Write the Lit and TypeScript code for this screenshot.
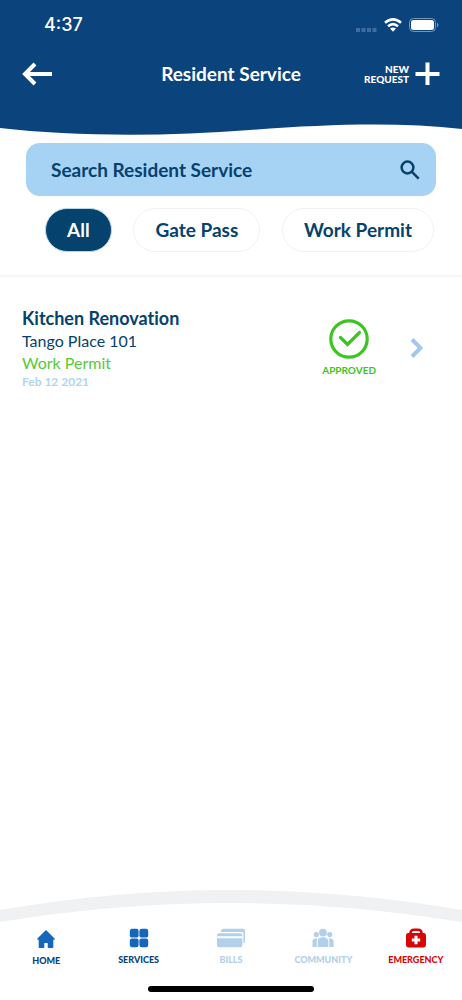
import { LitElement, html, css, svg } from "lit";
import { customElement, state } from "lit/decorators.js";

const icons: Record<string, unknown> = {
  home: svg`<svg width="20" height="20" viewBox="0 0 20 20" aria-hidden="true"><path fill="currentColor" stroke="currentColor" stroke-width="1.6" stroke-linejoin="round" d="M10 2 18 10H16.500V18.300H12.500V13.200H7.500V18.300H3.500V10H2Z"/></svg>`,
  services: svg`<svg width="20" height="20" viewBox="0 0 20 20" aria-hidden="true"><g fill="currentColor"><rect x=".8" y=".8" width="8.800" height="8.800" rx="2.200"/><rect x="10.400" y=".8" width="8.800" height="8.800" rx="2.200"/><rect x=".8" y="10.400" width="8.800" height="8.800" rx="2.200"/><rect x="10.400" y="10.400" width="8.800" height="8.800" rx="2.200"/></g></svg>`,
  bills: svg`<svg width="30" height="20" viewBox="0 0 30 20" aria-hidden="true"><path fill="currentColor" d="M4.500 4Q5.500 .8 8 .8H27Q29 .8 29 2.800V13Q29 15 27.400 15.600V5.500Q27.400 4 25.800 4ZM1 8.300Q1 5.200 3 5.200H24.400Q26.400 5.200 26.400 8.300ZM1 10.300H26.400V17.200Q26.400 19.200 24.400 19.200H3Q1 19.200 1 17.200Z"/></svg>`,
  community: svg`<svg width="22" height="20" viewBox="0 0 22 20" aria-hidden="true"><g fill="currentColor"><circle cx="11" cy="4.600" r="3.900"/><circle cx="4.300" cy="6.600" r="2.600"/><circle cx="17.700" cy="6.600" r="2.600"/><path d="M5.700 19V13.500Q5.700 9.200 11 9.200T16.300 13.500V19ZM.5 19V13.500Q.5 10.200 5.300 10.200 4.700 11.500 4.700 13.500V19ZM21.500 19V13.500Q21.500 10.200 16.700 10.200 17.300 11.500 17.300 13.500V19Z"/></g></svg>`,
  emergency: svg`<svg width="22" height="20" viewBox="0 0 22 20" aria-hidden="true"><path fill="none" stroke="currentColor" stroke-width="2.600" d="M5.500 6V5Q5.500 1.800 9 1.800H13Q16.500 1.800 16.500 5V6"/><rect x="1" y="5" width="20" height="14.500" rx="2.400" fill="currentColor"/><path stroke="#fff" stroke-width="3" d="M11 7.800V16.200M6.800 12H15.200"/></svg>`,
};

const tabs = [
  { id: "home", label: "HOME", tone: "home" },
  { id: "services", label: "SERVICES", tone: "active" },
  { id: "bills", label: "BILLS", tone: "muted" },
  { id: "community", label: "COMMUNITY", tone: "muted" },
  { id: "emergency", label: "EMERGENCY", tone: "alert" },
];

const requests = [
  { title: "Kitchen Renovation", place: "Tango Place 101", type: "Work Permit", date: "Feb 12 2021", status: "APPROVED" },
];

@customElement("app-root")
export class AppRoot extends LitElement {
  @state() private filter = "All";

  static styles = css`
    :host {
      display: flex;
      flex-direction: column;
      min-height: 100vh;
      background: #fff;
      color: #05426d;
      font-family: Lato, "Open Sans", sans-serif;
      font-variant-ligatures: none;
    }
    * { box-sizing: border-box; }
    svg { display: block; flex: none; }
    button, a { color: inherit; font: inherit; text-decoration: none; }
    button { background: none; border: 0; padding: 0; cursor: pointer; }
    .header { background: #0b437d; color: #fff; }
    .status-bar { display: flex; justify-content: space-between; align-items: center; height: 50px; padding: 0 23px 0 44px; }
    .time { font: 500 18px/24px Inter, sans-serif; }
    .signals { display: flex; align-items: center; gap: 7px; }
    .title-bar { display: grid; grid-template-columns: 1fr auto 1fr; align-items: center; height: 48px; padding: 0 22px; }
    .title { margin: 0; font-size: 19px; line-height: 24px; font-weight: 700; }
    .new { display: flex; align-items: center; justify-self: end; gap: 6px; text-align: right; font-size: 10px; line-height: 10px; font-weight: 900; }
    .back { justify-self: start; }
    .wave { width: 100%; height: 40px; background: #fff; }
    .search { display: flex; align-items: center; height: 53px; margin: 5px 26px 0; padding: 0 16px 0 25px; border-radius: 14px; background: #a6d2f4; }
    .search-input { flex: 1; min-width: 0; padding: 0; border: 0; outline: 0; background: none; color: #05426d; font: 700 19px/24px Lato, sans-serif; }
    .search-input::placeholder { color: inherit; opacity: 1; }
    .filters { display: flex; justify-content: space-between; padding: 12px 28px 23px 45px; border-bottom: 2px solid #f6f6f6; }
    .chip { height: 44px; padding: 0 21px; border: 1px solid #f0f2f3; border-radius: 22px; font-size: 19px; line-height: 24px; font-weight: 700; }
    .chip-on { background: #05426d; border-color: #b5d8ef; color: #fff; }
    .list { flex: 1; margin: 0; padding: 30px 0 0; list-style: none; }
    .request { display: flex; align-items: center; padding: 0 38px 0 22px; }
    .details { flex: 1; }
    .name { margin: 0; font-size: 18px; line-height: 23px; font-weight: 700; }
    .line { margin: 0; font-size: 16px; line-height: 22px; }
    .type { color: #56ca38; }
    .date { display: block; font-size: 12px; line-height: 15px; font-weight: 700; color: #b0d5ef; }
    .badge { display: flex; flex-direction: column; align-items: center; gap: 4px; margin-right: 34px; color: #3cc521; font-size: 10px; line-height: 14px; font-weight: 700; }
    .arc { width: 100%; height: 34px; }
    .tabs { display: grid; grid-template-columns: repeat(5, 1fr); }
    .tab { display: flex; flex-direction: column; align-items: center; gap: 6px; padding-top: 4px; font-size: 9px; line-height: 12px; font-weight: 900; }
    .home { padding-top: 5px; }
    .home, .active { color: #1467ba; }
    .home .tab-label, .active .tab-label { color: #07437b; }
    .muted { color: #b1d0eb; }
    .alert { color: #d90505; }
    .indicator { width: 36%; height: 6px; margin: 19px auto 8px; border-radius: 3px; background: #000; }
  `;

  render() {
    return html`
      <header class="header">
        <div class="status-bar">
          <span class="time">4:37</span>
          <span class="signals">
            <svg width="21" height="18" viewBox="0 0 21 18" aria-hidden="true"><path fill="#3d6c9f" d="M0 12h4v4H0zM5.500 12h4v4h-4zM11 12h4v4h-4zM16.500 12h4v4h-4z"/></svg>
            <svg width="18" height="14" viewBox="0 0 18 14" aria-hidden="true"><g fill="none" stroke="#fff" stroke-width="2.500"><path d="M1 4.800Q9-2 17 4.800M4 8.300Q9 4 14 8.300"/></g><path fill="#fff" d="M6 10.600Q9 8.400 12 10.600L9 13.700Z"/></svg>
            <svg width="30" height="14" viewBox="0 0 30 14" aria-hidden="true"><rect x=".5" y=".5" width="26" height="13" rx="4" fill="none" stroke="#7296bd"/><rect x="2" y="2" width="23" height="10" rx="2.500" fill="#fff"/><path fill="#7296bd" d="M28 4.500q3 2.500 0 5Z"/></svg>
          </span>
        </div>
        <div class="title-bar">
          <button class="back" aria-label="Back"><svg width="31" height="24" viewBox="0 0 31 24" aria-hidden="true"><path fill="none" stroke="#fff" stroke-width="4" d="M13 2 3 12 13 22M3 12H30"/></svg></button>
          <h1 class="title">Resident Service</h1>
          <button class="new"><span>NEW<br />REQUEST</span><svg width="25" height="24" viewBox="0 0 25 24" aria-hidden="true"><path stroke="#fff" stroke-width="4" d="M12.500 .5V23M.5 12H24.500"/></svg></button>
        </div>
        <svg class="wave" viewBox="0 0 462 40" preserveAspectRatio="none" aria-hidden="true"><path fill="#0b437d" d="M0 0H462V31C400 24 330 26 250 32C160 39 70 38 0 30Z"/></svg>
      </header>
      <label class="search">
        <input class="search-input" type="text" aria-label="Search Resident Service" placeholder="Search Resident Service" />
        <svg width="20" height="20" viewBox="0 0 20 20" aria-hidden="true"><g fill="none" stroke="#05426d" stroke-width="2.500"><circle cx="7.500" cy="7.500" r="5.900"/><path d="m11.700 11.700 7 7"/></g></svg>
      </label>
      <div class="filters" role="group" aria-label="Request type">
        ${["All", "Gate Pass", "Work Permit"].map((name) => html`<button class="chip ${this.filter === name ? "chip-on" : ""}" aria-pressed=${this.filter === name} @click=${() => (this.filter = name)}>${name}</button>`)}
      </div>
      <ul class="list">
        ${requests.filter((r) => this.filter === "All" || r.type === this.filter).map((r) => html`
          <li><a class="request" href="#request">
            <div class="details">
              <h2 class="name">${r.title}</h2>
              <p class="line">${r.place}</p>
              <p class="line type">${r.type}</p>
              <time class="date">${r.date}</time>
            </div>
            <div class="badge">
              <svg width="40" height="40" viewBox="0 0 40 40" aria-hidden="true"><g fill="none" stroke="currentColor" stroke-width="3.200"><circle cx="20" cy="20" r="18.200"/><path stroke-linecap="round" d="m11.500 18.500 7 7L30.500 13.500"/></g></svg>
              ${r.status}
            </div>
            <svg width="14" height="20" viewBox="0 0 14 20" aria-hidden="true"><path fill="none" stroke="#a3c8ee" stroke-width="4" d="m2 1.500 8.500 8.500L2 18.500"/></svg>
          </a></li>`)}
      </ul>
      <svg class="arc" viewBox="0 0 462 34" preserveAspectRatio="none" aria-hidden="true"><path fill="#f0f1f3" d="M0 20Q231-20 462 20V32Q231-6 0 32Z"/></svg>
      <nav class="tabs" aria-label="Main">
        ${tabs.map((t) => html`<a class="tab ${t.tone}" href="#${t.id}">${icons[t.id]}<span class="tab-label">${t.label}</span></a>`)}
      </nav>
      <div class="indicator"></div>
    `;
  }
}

--

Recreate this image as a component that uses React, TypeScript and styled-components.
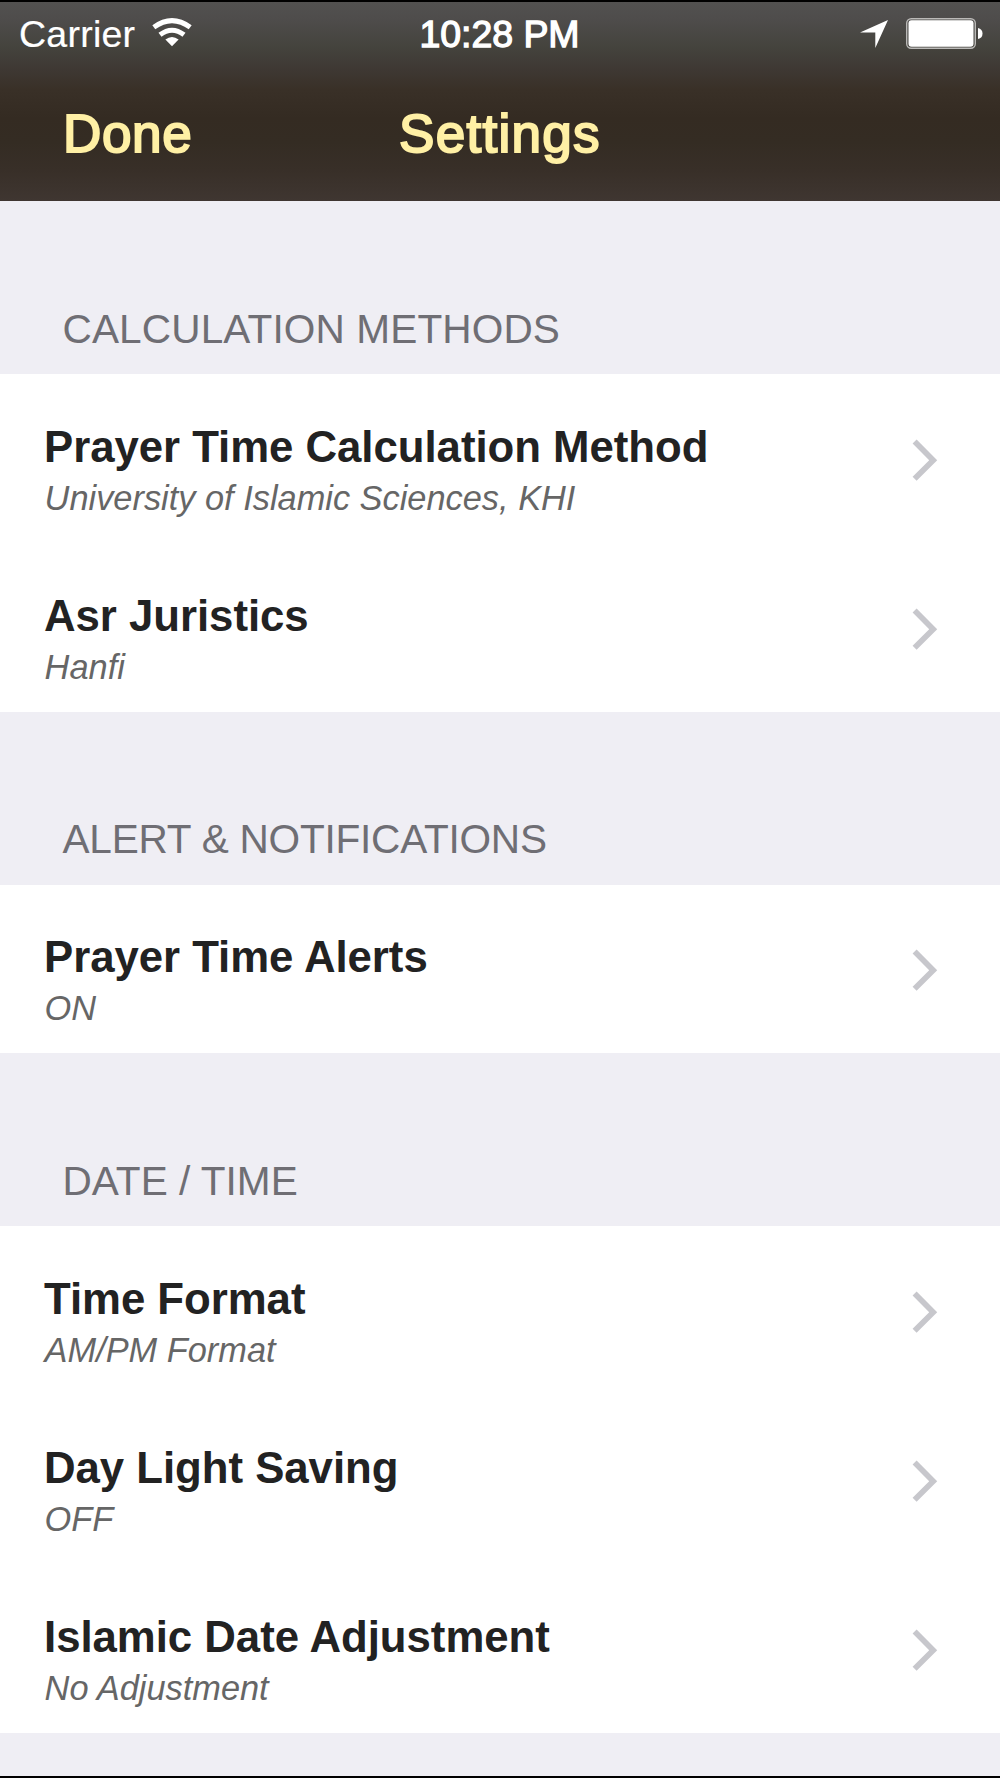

WHAT TO DO:
Gather and return every line that holds the string "TypeScript".

ANSWER FOR THIS EXERCISE:
Write the Lit and TypeScript code for this screenshot.
Recreate this image as a component that uses React, TypeScript and styled-components.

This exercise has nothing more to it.